The following year, he was nominated again, for a sports article about the Calgary Flames star forward Jarome Iginla. He was intrigued by Mr. Iginla who, like Mr. Wiwa’s children, is half-Nigerian.
In Nigeria, civilian rule followed the death of Gen. Abacha. Mr. Wiwa returned in 2005 and became a special assistant to then-president Olusegun Obasanjo.
“He was ready to go home to Nigeria and try to help continue his father’s legacy. Some of us were worried. He hadn’t grown up in Nigeria and thought that he would be swallowed whole by the governments there that wanted his help. But he found a way,” Mr. Johnston said.
Alkasim Abdulkadir, a Nigerian journalist and friend, said that during a decade as a presidential adviser, Mr. Wiwa did “a lot of quiet work” and was able to have behind-the-scenes impact. He credited Mr. Wiwa with a key role in getting the United Nations Environment Program to conduct an independent assessment of the impacts of oil contamination in Ogoniland. A cleanup program has since started to follow up on the UNEP recommendations.
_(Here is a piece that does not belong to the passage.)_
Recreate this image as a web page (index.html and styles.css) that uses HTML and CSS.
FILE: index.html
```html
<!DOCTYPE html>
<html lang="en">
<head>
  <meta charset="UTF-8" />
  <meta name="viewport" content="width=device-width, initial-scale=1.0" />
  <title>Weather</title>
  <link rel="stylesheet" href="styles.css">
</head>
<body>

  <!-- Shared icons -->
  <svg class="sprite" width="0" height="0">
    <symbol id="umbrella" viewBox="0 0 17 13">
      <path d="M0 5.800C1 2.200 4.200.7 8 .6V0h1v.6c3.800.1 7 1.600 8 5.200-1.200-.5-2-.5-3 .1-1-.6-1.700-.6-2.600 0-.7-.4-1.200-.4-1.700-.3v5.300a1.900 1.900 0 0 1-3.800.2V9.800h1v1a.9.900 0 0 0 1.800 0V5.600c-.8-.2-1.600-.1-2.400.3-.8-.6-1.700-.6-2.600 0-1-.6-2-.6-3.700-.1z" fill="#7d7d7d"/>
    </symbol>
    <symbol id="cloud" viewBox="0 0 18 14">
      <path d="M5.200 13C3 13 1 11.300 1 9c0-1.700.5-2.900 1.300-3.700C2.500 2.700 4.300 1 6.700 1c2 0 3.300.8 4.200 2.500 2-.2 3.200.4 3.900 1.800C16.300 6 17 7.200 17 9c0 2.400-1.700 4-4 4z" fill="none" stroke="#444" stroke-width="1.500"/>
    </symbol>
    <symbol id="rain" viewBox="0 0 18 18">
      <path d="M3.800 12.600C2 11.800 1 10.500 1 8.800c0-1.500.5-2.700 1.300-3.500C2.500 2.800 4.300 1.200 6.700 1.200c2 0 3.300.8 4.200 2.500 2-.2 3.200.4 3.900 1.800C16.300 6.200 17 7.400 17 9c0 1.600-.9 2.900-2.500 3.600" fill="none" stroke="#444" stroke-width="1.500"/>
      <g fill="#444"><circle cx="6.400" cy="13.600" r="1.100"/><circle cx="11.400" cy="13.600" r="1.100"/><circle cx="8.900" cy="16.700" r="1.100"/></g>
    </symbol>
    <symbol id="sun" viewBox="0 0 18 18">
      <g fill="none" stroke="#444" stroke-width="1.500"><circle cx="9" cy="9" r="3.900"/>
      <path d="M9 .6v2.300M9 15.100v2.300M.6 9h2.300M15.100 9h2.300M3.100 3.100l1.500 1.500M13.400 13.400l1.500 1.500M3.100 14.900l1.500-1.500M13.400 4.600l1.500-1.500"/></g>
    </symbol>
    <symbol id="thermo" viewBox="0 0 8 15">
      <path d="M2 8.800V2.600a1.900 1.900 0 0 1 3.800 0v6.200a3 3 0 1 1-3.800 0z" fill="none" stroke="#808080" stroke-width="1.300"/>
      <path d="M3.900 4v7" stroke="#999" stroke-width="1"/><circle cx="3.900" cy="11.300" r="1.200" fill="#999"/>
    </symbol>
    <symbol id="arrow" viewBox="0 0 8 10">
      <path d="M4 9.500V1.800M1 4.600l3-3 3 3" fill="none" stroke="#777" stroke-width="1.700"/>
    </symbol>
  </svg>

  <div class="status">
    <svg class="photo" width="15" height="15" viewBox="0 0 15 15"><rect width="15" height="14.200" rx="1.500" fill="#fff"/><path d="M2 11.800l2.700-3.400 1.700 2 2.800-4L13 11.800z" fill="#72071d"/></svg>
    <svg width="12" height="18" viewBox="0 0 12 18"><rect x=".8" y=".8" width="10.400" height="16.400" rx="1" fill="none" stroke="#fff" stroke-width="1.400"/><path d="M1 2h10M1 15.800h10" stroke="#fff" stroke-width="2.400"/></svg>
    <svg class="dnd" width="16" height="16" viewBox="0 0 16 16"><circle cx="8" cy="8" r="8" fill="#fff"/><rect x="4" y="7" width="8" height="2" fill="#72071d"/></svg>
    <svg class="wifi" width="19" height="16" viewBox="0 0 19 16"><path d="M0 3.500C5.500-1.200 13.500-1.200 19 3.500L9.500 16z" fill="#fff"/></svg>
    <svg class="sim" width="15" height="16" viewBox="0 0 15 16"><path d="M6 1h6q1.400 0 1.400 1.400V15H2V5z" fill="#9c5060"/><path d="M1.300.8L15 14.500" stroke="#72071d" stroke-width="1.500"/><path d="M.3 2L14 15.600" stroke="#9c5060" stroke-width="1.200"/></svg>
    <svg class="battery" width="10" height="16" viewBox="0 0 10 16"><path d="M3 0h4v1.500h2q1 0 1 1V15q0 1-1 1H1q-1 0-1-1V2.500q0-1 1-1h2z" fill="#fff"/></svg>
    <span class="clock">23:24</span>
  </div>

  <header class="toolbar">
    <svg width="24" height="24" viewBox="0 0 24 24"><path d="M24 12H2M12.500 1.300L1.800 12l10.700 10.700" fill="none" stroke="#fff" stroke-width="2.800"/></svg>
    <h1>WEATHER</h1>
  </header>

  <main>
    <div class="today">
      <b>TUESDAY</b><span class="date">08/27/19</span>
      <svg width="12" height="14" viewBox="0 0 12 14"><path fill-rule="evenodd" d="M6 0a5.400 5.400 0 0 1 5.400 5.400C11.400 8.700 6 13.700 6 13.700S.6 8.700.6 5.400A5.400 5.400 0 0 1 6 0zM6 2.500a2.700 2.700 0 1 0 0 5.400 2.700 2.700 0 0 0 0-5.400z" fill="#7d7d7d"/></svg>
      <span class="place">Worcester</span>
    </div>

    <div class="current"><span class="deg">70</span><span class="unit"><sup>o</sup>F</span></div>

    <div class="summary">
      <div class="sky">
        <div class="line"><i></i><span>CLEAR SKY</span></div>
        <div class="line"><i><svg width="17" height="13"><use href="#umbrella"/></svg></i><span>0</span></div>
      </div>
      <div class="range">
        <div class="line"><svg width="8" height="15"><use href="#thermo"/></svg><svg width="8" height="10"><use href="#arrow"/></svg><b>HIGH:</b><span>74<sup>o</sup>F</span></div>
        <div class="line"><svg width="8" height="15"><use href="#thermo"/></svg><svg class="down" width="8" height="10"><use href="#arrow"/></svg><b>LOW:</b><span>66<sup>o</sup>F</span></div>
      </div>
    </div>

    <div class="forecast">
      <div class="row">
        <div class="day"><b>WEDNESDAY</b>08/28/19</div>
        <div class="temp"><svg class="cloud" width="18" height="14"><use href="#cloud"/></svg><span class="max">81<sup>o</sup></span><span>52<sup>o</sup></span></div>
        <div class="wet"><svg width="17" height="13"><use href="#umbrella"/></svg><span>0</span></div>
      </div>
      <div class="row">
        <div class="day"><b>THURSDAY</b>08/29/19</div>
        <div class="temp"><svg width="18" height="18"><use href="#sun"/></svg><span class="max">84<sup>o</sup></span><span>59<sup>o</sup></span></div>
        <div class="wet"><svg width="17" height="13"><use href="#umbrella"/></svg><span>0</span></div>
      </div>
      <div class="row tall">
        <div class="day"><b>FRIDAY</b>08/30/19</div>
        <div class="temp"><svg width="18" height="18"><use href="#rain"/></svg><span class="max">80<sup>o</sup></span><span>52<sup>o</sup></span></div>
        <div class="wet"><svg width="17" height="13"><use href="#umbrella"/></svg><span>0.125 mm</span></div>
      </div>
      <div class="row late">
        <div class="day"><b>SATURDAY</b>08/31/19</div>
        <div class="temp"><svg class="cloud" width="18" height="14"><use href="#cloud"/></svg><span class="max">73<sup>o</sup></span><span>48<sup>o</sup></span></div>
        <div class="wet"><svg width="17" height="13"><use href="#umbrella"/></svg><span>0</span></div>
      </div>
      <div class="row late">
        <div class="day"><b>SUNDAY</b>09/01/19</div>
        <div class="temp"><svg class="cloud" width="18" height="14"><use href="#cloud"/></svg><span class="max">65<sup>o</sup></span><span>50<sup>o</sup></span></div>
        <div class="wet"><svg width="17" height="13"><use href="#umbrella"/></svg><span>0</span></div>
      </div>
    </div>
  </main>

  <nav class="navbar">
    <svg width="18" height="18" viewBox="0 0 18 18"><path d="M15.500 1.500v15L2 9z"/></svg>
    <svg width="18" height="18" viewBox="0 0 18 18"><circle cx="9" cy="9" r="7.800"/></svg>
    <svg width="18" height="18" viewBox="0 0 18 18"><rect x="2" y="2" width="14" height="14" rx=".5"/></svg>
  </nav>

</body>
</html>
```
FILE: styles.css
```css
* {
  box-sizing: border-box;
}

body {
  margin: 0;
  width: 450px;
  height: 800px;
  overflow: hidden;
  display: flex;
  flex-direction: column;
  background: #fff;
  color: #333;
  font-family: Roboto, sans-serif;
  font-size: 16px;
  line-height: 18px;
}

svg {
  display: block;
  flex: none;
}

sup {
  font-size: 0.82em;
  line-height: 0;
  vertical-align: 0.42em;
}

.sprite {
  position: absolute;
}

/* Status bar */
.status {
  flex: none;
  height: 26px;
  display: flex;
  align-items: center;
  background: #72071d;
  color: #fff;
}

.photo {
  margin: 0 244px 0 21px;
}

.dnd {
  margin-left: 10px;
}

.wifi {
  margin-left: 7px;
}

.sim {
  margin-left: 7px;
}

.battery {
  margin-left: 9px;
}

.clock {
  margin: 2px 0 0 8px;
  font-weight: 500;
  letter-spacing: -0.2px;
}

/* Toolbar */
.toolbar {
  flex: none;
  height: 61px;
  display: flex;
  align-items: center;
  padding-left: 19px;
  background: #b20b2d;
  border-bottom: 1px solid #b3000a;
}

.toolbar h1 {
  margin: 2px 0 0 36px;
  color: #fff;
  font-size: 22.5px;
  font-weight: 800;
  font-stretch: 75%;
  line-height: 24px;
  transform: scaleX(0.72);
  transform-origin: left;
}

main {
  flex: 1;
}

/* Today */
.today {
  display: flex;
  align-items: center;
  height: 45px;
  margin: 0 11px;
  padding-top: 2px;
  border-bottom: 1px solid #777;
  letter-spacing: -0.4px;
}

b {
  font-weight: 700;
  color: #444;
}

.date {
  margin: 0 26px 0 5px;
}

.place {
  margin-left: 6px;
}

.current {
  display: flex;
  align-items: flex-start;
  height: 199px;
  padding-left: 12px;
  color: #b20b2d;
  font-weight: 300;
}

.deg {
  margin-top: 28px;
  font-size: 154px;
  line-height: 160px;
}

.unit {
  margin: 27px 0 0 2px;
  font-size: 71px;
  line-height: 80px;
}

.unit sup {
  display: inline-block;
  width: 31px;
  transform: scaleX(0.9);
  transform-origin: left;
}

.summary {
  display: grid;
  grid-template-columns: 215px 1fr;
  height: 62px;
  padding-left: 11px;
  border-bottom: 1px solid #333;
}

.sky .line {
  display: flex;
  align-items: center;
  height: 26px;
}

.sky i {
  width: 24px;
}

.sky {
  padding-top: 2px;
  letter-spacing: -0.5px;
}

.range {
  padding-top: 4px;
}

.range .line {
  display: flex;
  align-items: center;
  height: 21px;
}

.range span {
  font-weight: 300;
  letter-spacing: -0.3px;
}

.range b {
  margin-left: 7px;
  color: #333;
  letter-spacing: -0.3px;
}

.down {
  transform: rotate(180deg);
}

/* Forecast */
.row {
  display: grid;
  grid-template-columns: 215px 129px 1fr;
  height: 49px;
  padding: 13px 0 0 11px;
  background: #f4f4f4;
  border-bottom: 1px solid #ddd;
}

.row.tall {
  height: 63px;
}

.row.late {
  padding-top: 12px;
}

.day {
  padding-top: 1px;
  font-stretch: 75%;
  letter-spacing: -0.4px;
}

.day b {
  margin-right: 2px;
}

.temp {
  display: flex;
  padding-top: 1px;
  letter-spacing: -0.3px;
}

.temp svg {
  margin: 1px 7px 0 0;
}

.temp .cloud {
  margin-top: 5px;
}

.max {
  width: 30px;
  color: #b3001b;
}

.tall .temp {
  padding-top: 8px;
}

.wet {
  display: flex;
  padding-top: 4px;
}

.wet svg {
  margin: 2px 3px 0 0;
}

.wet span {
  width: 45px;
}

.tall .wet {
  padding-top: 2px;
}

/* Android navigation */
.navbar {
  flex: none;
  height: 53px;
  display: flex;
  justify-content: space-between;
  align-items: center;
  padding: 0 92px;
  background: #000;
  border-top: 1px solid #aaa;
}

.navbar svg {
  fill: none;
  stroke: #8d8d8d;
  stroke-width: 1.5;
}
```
Mr. Wiwa and relatives of other victims of the military regime were also involved in a lawsuit against Royal Dutch Shell, alleging that the oil company had urged the Nigerian military to silence Mr. Saro-Wiwa and other critics. Shell settled the suit in 2009, paying $15.5-million (U.S.) while denying any wrongdoing.
In May 2015, Mr. Wiwa left government to spend more time in London, working on a book. “He had some unfulfilled dreams,” Mr. Abdulkadir said.
Mr. Wiwa leaves his wife, Olivia Burnett, and their two sons, Felix and Suanu.